(Request):
Identify all lines below that hold "component" and collect them.

━━ Extracted data

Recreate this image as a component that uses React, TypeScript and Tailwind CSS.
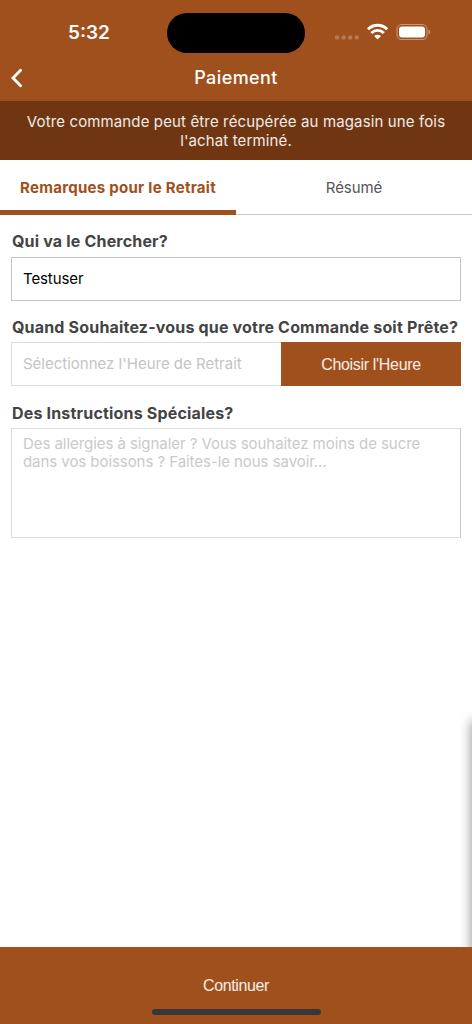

━━━━
━━ Extracted data

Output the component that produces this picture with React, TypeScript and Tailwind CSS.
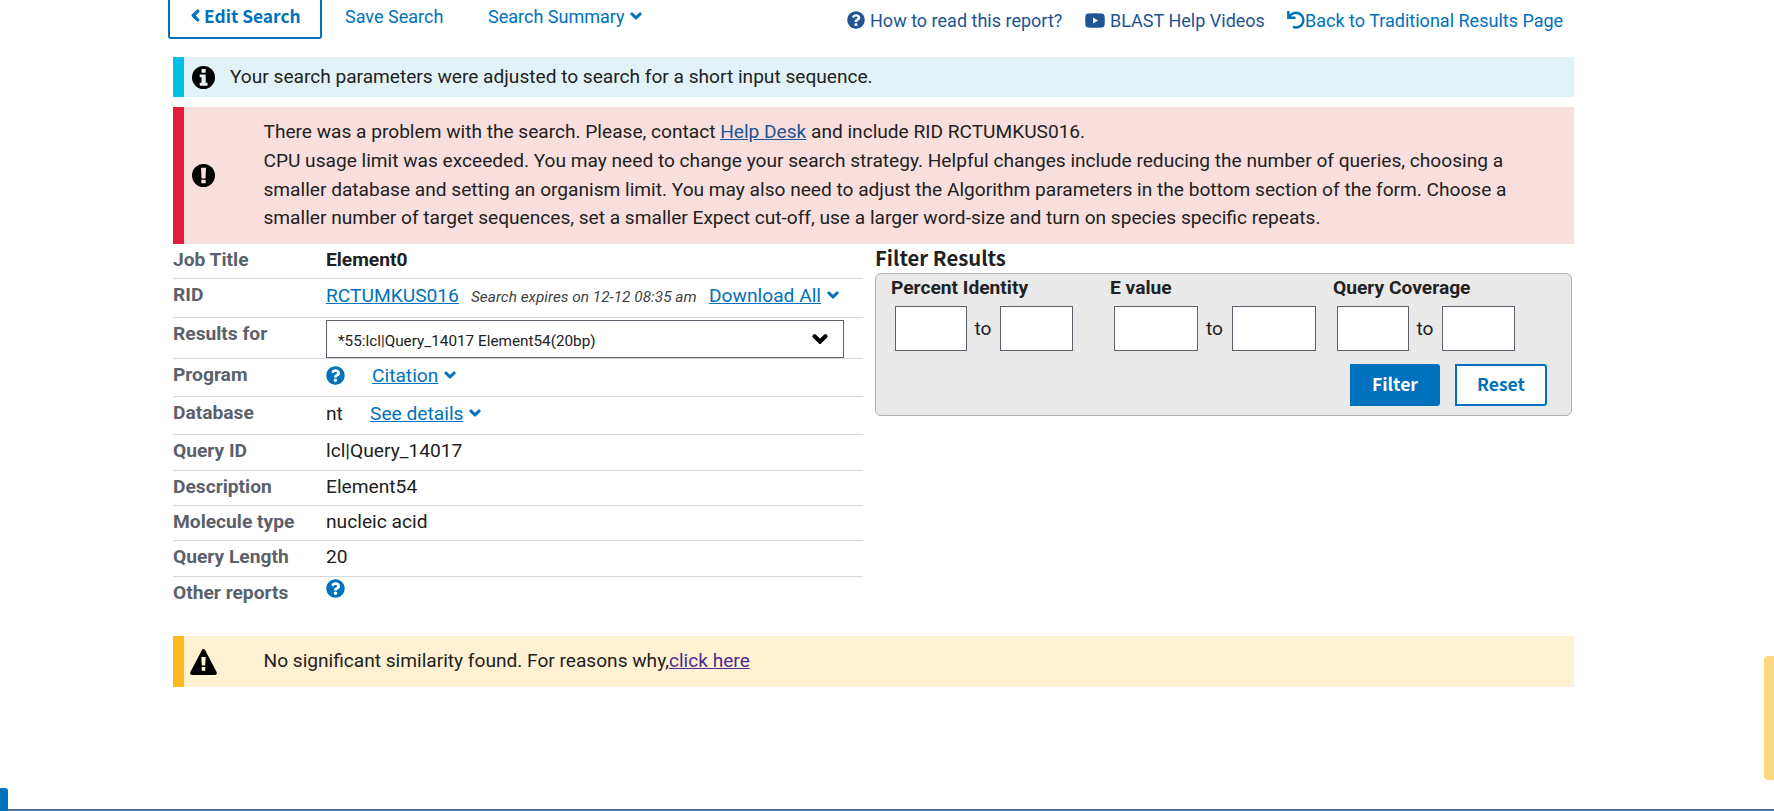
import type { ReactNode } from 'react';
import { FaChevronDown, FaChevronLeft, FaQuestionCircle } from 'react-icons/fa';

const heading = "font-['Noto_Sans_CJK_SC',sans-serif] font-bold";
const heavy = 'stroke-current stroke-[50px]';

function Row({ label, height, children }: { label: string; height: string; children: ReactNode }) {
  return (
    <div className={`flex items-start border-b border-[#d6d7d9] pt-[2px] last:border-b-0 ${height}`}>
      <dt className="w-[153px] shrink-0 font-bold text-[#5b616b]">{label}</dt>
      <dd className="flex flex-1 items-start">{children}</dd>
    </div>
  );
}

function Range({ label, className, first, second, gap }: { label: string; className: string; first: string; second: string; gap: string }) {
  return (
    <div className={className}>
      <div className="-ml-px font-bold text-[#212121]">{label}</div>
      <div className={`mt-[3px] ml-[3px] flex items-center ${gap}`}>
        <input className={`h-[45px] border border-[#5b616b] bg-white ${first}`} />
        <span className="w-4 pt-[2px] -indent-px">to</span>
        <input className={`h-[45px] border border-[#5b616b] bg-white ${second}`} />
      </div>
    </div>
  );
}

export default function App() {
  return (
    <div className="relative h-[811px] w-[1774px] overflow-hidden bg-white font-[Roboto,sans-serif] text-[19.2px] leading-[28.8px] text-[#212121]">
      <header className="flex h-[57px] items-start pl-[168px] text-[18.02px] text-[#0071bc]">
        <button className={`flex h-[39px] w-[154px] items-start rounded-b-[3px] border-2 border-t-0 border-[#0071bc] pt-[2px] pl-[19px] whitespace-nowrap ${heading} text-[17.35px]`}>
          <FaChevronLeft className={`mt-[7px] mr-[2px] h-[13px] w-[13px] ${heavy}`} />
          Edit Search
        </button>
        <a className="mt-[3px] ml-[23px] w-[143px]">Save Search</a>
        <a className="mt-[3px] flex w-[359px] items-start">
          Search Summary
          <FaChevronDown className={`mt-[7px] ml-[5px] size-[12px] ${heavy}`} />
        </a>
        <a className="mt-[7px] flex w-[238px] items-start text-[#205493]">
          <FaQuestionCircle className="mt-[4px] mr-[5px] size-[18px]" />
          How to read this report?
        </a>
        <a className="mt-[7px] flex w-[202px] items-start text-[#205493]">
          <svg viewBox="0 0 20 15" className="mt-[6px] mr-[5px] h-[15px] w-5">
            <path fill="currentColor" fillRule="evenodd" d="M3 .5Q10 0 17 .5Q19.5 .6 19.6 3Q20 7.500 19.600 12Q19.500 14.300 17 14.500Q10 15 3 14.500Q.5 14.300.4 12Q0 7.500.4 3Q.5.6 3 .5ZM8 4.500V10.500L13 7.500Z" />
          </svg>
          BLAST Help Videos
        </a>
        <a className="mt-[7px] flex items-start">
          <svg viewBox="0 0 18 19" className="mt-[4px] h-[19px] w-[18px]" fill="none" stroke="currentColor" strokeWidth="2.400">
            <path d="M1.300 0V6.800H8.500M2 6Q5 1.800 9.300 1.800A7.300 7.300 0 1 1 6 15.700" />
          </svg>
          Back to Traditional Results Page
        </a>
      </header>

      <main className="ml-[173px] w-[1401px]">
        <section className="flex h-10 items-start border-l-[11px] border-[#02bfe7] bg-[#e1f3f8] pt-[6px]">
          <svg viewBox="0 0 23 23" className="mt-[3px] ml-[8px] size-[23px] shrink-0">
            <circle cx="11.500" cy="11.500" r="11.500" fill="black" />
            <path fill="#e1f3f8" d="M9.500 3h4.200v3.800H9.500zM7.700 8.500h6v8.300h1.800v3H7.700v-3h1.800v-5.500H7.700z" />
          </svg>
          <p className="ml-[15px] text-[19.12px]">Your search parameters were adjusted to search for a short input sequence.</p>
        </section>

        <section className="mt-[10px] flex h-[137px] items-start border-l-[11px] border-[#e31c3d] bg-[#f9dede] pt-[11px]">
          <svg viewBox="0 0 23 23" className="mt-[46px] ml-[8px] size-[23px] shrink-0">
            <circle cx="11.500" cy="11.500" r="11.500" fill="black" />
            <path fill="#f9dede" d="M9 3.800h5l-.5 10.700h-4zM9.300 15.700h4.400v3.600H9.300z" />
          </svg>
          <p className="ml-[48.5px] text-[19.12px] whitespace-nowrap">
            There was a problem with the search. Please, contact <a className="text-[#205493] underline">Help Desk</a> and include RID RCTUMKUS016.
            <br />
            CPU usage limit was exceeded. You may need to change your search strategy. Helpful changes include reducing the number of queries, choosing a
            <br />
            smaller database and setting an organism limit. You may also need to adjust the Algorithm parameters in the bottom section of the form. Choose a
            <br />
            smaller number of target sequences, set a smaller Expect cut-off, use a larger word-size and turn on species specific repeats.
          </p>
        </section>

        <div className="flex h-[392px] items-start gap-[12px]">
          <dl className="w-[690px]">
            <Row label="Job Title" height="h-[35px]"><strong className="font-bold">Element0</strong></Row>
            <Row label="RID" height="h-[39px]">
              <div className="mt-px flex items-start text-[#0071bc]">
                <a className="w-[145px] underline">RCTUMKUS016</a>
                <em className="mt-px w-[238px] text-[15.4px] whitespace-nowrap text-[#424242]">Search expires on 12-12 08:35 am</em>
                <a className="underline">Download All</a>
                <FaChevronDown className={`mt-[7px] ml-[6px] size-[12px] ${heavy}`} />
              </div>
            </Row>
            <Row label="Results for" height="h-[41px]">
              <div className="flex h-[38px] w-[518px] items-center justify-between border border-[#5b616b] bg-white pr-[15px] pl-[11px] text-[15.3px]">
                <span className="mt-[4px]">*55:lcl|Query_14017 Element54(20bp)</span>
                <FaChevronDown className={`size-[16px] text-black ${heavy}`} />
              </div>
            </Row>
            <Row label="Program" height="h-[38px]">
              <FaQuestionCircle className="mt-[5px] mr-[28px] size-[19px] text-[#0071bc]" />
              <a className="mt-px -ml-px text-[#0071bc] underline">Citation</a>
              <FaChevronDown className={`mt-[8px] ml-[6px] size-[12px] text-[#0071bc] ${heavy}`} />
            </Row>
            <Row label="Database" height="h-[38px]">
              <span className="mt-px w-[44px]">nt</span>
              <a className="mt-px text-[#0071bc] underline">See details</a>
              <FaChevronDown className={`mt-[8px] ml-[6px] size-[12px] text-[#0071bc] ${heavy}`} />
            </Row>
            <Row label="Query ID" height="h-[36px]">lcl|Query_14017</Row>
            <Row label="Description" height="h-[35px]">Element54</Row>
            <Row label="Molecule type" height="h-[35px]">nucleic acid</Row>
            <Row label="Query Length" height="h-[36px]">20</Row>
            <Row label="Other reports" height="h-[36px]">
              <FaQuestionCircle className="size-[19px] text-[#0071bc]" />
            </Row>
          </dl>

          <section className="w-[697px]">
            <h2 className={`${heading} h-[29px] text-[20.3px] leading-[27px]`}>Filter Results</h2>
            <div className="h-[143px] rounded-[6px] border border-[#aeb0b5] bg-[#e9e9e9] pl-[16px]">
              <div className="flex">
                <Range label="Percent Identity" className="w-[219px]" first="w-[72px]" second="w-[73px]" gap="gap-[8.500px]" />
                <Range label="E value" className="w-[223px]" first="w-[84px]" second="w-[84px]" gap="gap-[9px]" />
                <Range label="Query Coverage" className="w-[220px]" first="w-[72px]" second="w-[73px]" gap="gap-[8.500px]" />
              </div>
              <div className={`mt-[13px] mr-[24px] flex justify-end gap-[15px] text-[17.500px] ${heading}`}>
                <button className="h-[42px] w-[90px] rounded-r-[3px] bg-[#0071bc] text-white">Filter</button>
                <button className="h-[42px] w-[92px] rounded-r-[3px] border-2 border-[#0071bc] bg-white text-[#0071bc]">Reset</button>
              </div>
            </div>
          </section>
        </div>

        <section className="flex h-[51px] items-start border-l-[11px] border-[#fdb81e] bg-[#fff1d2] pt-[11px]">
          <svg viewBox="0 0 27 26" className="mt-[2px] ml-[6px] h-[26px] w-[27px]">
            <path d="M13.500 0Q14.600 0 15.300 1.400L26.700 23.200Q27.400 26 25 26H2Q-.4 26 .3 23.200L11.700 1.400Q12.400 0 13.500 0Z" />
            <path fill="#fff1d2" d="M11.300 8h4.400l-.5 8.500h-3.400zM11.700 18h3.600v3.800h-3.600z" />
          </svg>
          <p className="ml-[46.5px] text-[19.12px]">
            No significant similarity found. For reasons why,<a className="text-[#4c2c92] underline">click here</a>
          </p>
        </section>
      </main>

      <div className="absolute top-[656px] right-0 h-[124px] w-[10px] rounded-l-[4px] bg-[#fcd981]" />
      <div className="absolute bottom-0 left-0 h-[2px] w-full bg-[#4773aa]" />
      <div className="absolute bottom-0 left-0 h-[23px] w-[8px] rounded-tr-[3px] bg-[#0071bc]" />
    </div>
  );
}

━━━━

(Exercise answer):
Recreate this image as a component that uses React, TypeScript and Tailwind CSS.
Output the component that produces this picture with React, TypeScript and Tailwind CSS.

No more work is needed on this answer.